Edward was an affectionate little boy, of good impulses. Of course it was unthinkable that a prince should ever be flogged; so the fond father appointed a whipping-boy to act vicariously in his stead. It was Barnaby Fitzpatrick who was honoured by receiving the royal thrashings, though Edward was such a good little boy that Barnaby was seldom called upon for duty, and grew up a firm friend of the little king who might have suffered in his person but for him. Edward’s wet-nurse was a motherly woman whom he later called his “mother-jak.” I do not know what childish utterance that may have represented, but it is silly enough a term to have come from the mouths of babes and sucklings. At eleven months old no less a personage than Thomas Cromwell visited him officially and, no doubt, dandled him upon his knee. Says Cromwell’s secretary, speaking of this time, “And I do assure your lordship that I never saw so goodly a child of his age; so merry, so good and loving a countenance, and so earnest an eye, as it were exercising a judgment towards every person who repaireth to his grace; and, as it seemeth to me, his grace encreaseth well in the air where he is.” (Already he had been sent to the country for his health.) “And, albeit a little of his grace’s flesh decayeth, yet he shooteth out in length and waxeth firm and stiff and he can steadfastly stand.” So clearly he was a nice little boy of eleven months, if anything rather forward for his age.

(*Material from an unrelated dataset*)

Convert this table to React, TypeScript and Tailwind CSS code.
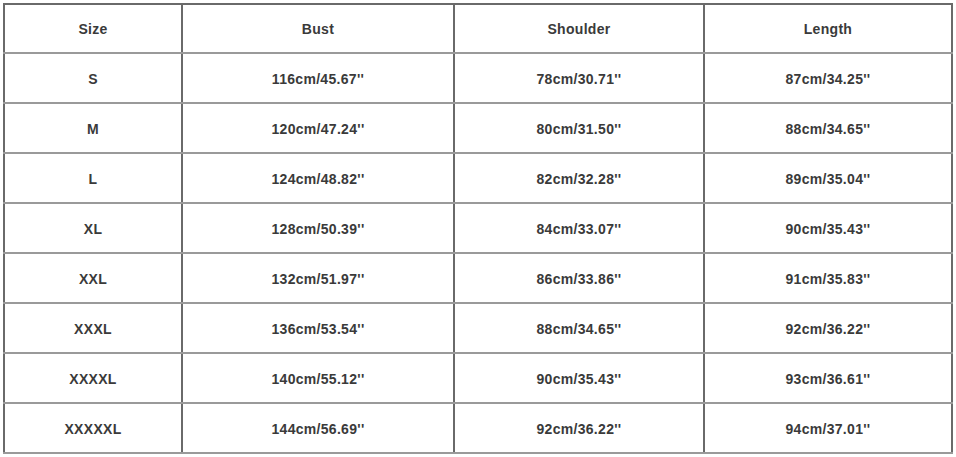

When he was about two, his father, the king, used to take his little son in his arms and stand at the window to show the multitude how bravely his boy was fighting life; and the crowd would clap and cheer for joy, for King Henry VIII was still beloved, and the Tudor succession was at every Englishman’s heart; the awful mental and physical degeneration in the king was still to come, and there is no more delightful scene in Henry VIII’s life than that of him standing at the window holding up his son to be cheered by the crowd. How little we really know of our public men! Who could have foretold that this smiling king was to become the most murderous tyrant who ever sat upon the throne of England? For the present let him be glad, and his little son with him, smiling and chuckling with true Tudor tact. The tragedy to both comes soon enough.